Tuesday, December 15, 2015

Nostalgia in the land of reboots

I wasn't in the USA at the height of the Star Wars craze. For the sequels, anyway. I suspect I wasn't even alive when the original movies that fans worship so much first came out. So I always get a little mystified when grown people declare, with much dramatic flare, that such-and-such reboot and/or sequel has "ruined their childhood".

Even with the hyperbole removed, imagining that a new property in a franchise I liked as a child would somehow retroactively negate my past enjoyment. . . well, how would that even work? I mean, I "grew up" on Harry Potter, actually taught myself English with the books, had honest-to-God dreams HP5 coming out after Goblet of Fire. . . and I don't care about this new thing about Fantastic Beasts or whatever it's called that's coming out. If it sucks, it won't change how much joy the original HP series brought me.

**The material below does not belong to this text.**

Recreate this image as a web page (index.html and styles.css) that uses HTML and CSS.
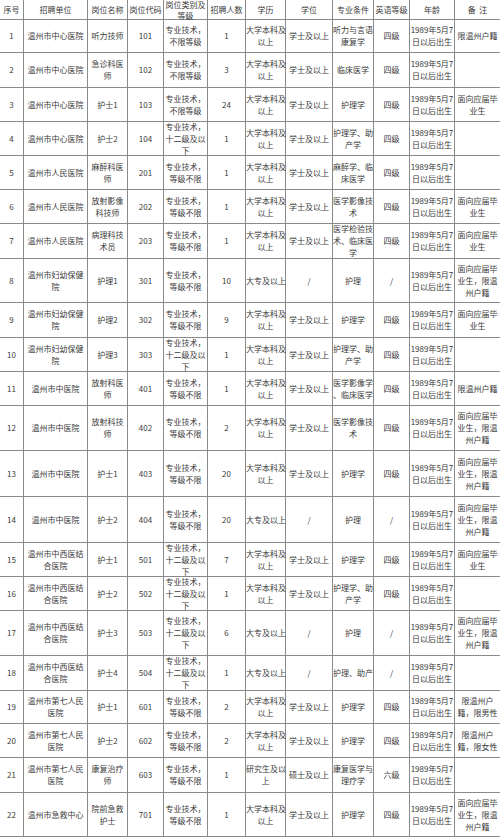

So I didn't understand all the distress about reboots of "old" classics. Until I saw this:



Is this trailer any good?

I don't know. I don't think I can judge it objectively, insofar as a work of fiction can ever be judged objectively.

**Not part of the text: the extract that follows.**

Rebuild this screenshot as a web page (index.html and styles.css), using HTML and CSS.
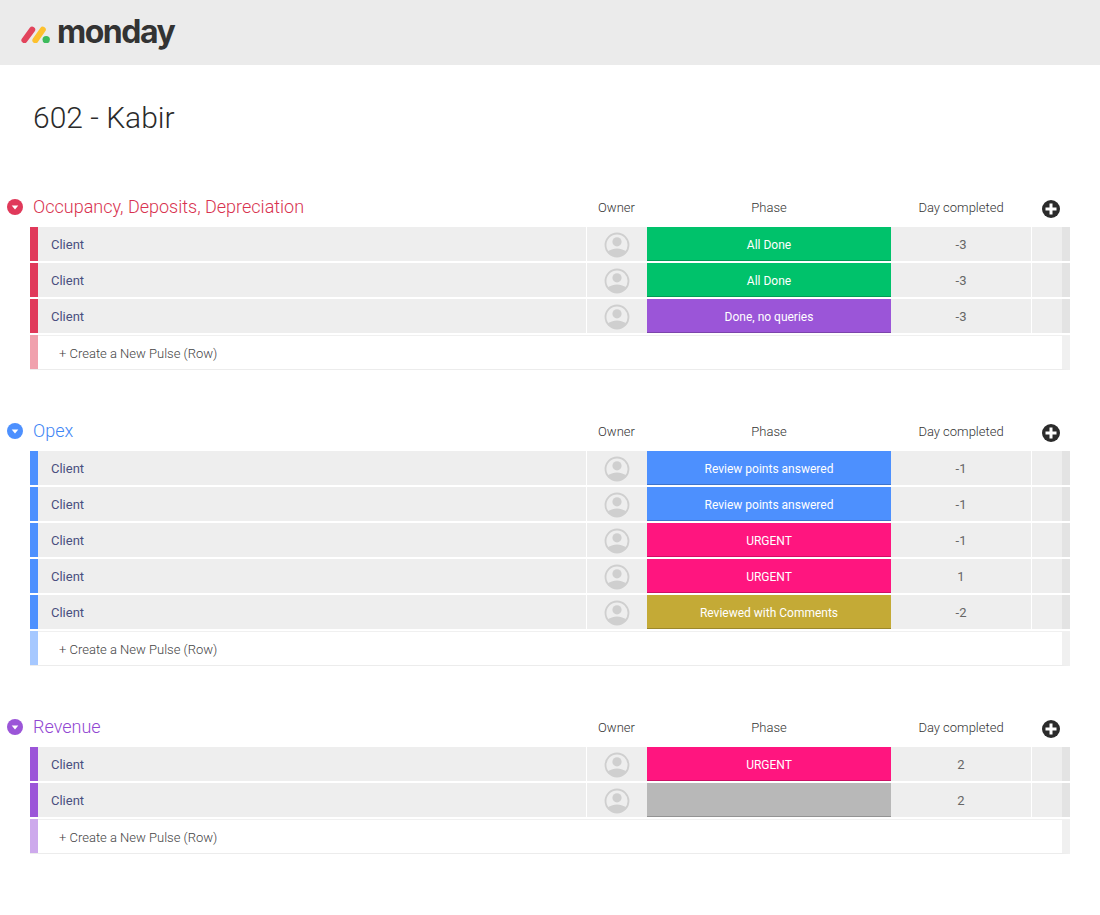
FILE: index.html
```html
<!DOCTYPE html>
<html lang="en">
<head>
  <meta charset="UTF-8" />
  <title>602 - Kabir</title>
  <link rel="stylesheet" href="styles.css">
</head>
<body>

  <svg class="icon-defs" width="0" height="0" aria-hidden="true">
    <defs>
      <symbol id="avatar" viewBox="0 0 26 26">
        <clipPath id="avatar-clip"><circle cx="13" cy="13" r="11.5" /></clipPath>
        <circle cx="13" cy="13" r="11.5" fill="none" stroke="#cfcfcf" stroke-width="1.8" />
        <circle cx="13" cy="9.8" r="4.6" fill="#cfcfcf" />
        <path d="M2 26 V22 C3 19 6 18 8.5 17.2 C11 16.4 15 16.4 17.5 17.2 C20 18 23 19 24 22 V26 Z" fill="#cfcfcf" clip-path="url(#avatar-clip)" />
      </symbol>
      <symbol id="caret" viewBox="0 0 16 16">
        <circle cx="8" cy="8" r="8" fill="currentColor" />
        <path d="M4.7 6.4 H11.3 L8 10.4 Z" fill="#fff" />
      </symbol>
      <symbol id="add" viewBox="0 0 18 18">
        <circle cx="9" cy="9" r="9" fill="#2b2b2b" />
        <path d="M9 3.5 V14.5 M3.5 9 H14.5" stroke="#fff" stroke-width="3" />
      </symbol>
    </defs>
  </svg>

  <header class="topbar">
    <svg class="logo-mark" width="32" height="20" viewBox="0 0 32 20">
      <line x1="4.4" y1="17.2" x2="12.2" y2="6.6" stroke="#e2445c" stroke-width="6" stroke-linecap="round" />
      <line x1="15.4" y1="17.2" x2="22.8" y2="6.6" stroke="#fdc12e" stroke-width="6" stroke-linecap="round" />
      <circle cx="26.2" cy="16.6" r="3.7" fill="#3dbb5c" />
    </svg>
    <span class="logo-text">monday</span>
  </header>

  <h1 class="board-title">602 - Kabir</h1>

  <section class="group group-red">
    <div class="group-head">
      <svg class="caret" width="16" height="16"><use href="#caret" /></svg>
      <h2>Occupancy, Deposits, Depreciation</h2>
      <span>Owner</span>
      <span>Phase</span>
      <span>Day completed</span>
      <svg class="add" width="18" height="18"><use href="#add" /></svg>
    </div>
    <div class="row">
      <div class="bar"></div><div class="name">Client</div>
      <div class="owner"><svg width="26" height="26"><use href="#avatar" /></svg></div>
      <div class="phase st-green">All Done</div><div class="day">-3</div><div class="blank"></div><div class="end"></div>
    </div>
    <div class="row">
      <div class="bar"></div><div class="name">Client</div>
      <div class="owner"><svg width="26" height="26"><use href="#avatar" /></svg></div>
      <div class="phase st-green">All Done</div><div class="day">-3</div><div class="blank"></div><div class="end"></div>
    </div>
    <div class="row">
      <div class="bar"></div><div class="name">Client</div>
      <div class="owner"><svg width="26" height="26"><use href="#avatar" /></svg></div>
      <div class="phase st-purple">Done, no queries</div><div class="day">-3</div><div class="blank"></div><div class="end"></div>
    </div>
    <div class="create">
      <div class="bar"></div><div class="create-label">+ Create a New Pulse (Row)</div>
    </div>
  </section>

  <section class="group group-blue">
    <div class="group-head">
      <svg class="caret" width="16" height="16"><use href="#caret" /></svg>
      <h2>Opex</h2>
      <span>Owner</span>
      <span>Phase</span>
      <span>Day completed</span>
      <svg class="add" width="18" height="18"><use href="#add" /></svg>
    </div>
    <div class="row">
      <div class="bar"></div><div class="name">Client</div>
      <div class="owner"><svg width="26" height="26"><use href="#avatar" /></svg></div>
      <div class="phase st-blue">Review points answered</div><div class="day">-1</div><div class="blank"></div><div class="end"></div>
    </div>
    <div class="row">
      <div class="bar"></div><div class="name">Client</div>
      <div class="owner"><svg width="26" height="26"><use href="#avatar" /></svg></div>
      <div class="phase st-blue">Review points answered</div><div class="day">-1</div><div class="blank"></div><div class="end"></div>
    </div>
    <div class="row">
      <div class="bar"></div><div class="name">Client</div>
      <div class="owner"><svg width="26" height="26"><use href="#avatar" /></svg></div>
      <div class="phase st-pink">URGENT</div><div class="day">-1</div><div class="blank"></div><div class="end"></div>
    </div>
    <div class="row">
      <div class="bar"></div><div class="name">Client</div>
      <div class="owner"><svg width="26" height="26"><use href="#avatar" /></svg></div>
      <div class="phase st-pink">URGENT</div><div class="day">1</div><div class="blank"></div><div class="end"></div>
    </div>
    <div class="row">
      <div class="bar"></div><div class="name">Client</div>
      <div class="owner"><svg width="26" height="26"><use href="#avatar" /></svg></div>
      <div class="phase st-gold">Reviewed with Comments</div><div class="day">-2</div><div class="blank"></div><div class="end"></div>
    </div>
    <div class="create">
      <div class="bar"></div><div class="create-label">+ Create a New Pulse (Row)</div>
    </div>
  </section>

  <section class="group group-purple">
    <div class="group-head">
      <svg class="caret" width="16" height="16"><use href="#caret" /></svg>
      <h2>Revenue</h2>
      <span>Owner</span>
      <span>Phase</span>
      <span>Day completed</span>
      <svg class="add" width="18" height="18"><use href="#add" /></svg>
    </div>
    <div class="row">
      <div class="bar"></div><div class="name">Client</div>
      <div class="owner"><svg width="26" height="26"><use href="#avatar" /></svg></div>
      <div class="phase st-pink">URGENT</div><div class="day">2</div><div class="blank"></div><div class="end"></div>
    </div>
    <div class="row">
      <div class="bar"></div><div class="name">Client</div>
      <div class="owner"><svg width="26" height="26"><use href="#avatar" /></svg></div>
      <div class="phase st-grey"></div><div class="day">2</div><div class="blank"></div><div class="end"></div>
    </div>
    <div class="create">
      <div class="bar"></div><div class="create-label">+ Create a New Pulse (Row)</div>
    </div>
  </section>

</body>
</html>
```

FILE: styles.css
```css
/* Reset */
* {
  margin: 0;
  padding: 0;
  box-sizing: border-box;
}

body {
  font-family: 'Roboto', sans-serif;
  font-weight: 300;
  background: #fff;
  color: #333;
}

.icon-defs {
  position: absolute;
}

/* Top bar */
.topbar {
  height: 65px;
  background: #ebebeb;
  padding: 0 0 0 20px;
  display: flex;
  align-items: center;
  gap: 5px;
}

.logo-mark {
  margin-top: 1px;
}

.logo-text {
  font-family: 'Inter', sans-serif;
  font-size: 32px;
  font-weight: 700;
  letter-spacing: -1.5px;
  color: #333;
  margin-top: -2px;
}

.board-title {
  font-size: 30px;
  font-weight: 300;
  line-height: 40px;
  color: #2b2b2b;
  padding: 33px 0 0 33px;
  height: 122px;
}

/* Groups */
.group {
  margin-bottom: 41px;
}

.group-red { --accent: #e0395a; --accent-light: #f0a1ad; --title: #d8324f; }
.group-blue { --accent: #4d90fe; --accent-light: #a6c8ff; --title: #3f86f5; }
.group-purple { --accent: #9b55d8; --accent-light: #cda9ec; --title: #9146d2; }

.group-head {
  height: 40px;
  display: grid;
  grid-template-columns: 33px 553px 61px 244px 140px 39px;
  align-items: center;
  font-size: 13px;
  color: #333;
}

.group-head span {
  text-align: center;
}

.group-head h2 {
  font-size: 18px;
  font-weight: 300;
  line-height: 20px;
  margin-top: -1px;
  color: var(--title);
}

.caret {
  color: var(--accent);
  margin-left: 7px;
}

.add {
  margin-top: 4px;
  margin-left: 10.5px;
}

/* Rows */
.row {
  display: grid;
  grid-template-columns: 8px 548px 61px 244px 140px 31px 8px;
  grid-template-rows: 34px;
  height: 34px;
  margin: 0 30px 2px;
  font-size: 13px;
  line-height: 32px;
}

.bar {
  background: var(--accent);
}

.name {
  background: #eee;
  color: #4a5080;
  font-weight: 400;
  padding: 2px 0 0 13px;
}

.owner {
  background: #eee;
  border-left: 1px solid #fff;
  display: flex;
  align-items: center;
  justify-content: center;
}

.owner svg {
  margin: 2px 1px 0 0;
}

.phase {
  color: #fff;
  font-weight: 400;
  text-align: center;
  font-size: 12px;
  padding-top: 2px;
  border-bottom: 1px solid rgba(0, 0, 0, 0.2);
}

.day {
  background: #eee;
  color: #666;
  text-align: center;
  font-weight: 400;
  padding-top: 2px;
}

.blank {
  background: #eee;
  border-left: 1px solid #fff;
}

.end {
  background: #e3e3e3;
}

.st-green { background: #00c26b; }
.st-purple { background: #9b55d8; }
.st-blue { background: #4d90fe; }
.st-pink { background: #ff157f; }
.st-gold { background: #c4aa36; }
.st-grey { background: #b8b8b8; }

/* Create row */
.create {
  display: grid;
  grid-template-columns: 8px 1fr;
  grid-template-rows: 34px;
  height: 35px;
  margin: 0 30px;
  border-right: 8px solid #f0f0f0;
  border-bottom: 1px solid #ececec;
}

.create .bar {
  background: var(--accent-light);
}

.create-label {
  font-size: 13px;
  line-height: 32px;
  padding: 2px 0 0 21px;
  border-top: 1px solid #f0f0f0;
  color: #444;
  font-weight: 300;
}
```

See, when I was little (in my early teens), my mom brought home a VCR copy of Disney's Tarzan. For a while, my brother and I watched this movie like once a day. After the Twin Towers, our house went without cable for a while (couldn't have been long, but we were kids so it felt like forever). We watched this movie on loop for that period. Then we watched this cartoon before going to school in the morning. There was a Tarzan level on Kingdom Hearts that my brother and I loved.

When I realized this trailer was for a Tarzan movie, all the great feelings about the Disney thing flooded me. When I noticed that this trailer was going for a different tone, I got. . . disappointed. And vaguely angry that this new thing didn't make me feel exactly as the Tarzan cartoons made me feel when I was a kid.

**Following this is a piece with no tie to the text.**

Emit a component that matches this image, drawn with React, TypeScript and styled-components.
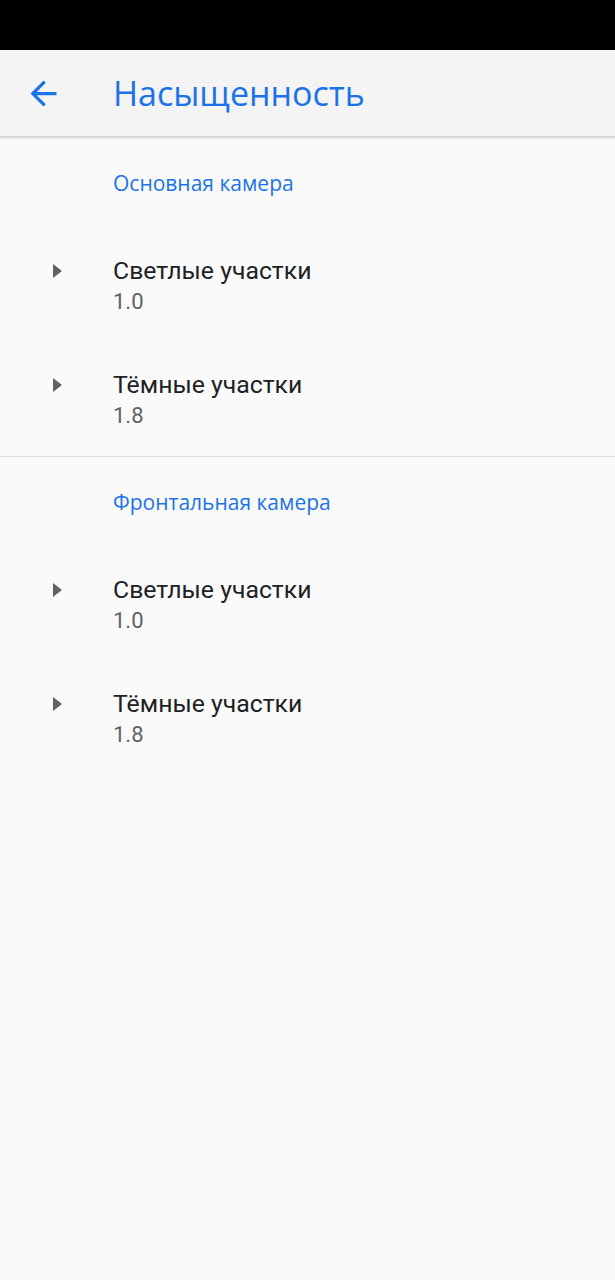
import React from "react";
import styled, { createGlobalStyle } from "styled-components";

const Global = createGlobalStyle`
  html, body { margin: 0; padding: 0; background: #fafafa; }
  body { font-family: Roboto, "Noto Sans", sans-serif; }
`;

const Screen = styled.div`
  width: 615px;
  min-height: 1280px;
  background: #fafafa;
  display: flex;
  flex-direction: column;
`;

const StatusBar = styled.div`
  height: 50px;
  background: #000;
`;

const Toolbar = styled.header`
  height: 86px;
  background: #f4f4f4;
  border-bottom: 2px solid #d6d6d6;
  box-shadow: 0 1px 2px rgba(0, 0, 0, 0.06);
  display: flex;
  align-items: center;
`;

const BackButton = styled.button`
  width: 88px;
  height: 86px;
  padding: 0 0 0 24px;
  border: none;
  background: transparent;
  display: flex;
  align-items: center;
  color: #1a73e8;
  cursor: pointer;
`;

const Title = styled.h1`
  margin: 0 0 0 25px;
  font-family: "Open Sans", Roboto, sans-serif;
  font-weight: 500;
  font-size: 34px;
  color: #1a73e8;
`;

const Section = styled.section<{ $divider?: boolean }>`
  display: flex;
  flex-direction: column;
  border-bottom: ${(p) => (p.$divider ? "1.5px solid #dcdcdc" : "none")};
`;

const Category = styled.div`
  height: 90px;
  box-sizing: border-box;
  padding: 31px 0 0 113px;
  line-height: 28px;
  font-family: "Open Sans", Roboto, sans-serif;
  font-weight: 500;
  font-size: 21px;
  color: #1a73e8;
`;

const Row = styled.div`
  height: 114px;
  box-sizing: border-box;
  padding-top: 28px;
  display: flex;
  align-items: flex-start;
`;

const IconSlot = styled.div`
  width: 113px;
  height: 30px;
  padding-left: 53px;
  box-sizing: border-box;
  display: flex;
  align-items: center;
`;

const Texts = styled.div`
  display: flex;
  flex-direction: column;
`;

const ItemTitle = styled.div`
  font-size: 24.8px;
  line-height: 30px;
  color: #202124;
`;

const Summary = styled.div`
  font-size: 22px;
  line-height: 32px;
  color: #5f6368;
`;

const BackArrow = () => (
  <svg width="39" height="39" viewBox="0 0 24 24" fill="currentColor">
    <path d="M20 11H7.83l5.59-5.59L12 4l-8 8 8 8 1.41-1.41L7.83 13H20v-2z" />
  </svg>
);

const Caret = () => (
  <svg width="9" height="14" viewBox="0 0 9 14">
    <polygon points="0,0 9,7 0,14" fill="#5f6368" />
  </svg>
);

const Item = ({ title, value }: { title: string; value: string }) => (
  <Row>
    <IconSlot>
      <Caret />
    </IconSlot>
    <Texts>
      <ItemTitle>{title}</ItemTitle>
      <Summary>{value}</Summary>
    </Texts>
  </Row>
);

export default function App() {
  return (
    <Screen>
      <Global />
      <StatusBar />
      <Toolbar>
        <BackButton aria-label="Назад">
          <BackArrow />
        </BackButton>
        <Title>Насыщенность</Title>
      </Toolbar>
      <Section $divider>
        <Category>Основная камера</Category>
        <Item title="Светлые участки" value="1.0" />
        <Item title="Тёмные участки" value="1.8" />
      </Section>
      <Section>
        <Category>Фронтальная камера</Category>
        <Item title="Светлые участки" value="1.0" />
        <Item title="Тёмные участки" value="1.8" />
      </Section>
    </Screen>
  );
}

It's hard to say for sure, but I don't think I like this trailer even when I make a conscious effort to not compare it to a Disney cartoon. The characters are out of focus. There's a little too much rambling about scary Africa for my tastes. We get to see an ape like once (will they talk like the Disney apes? Sorry, I can't stop comparing). Then at the end, there's Samuel L. Jackson, speaking in a tone that doesn't really match with the atmosphere that the trailer was going for.

But am I just grasping at straws to justify unfair feelings towards the movie for not being exactly what I remember as a kid? Maybe. Maybe the movie will be amazing.

I just don't have much hope that it will.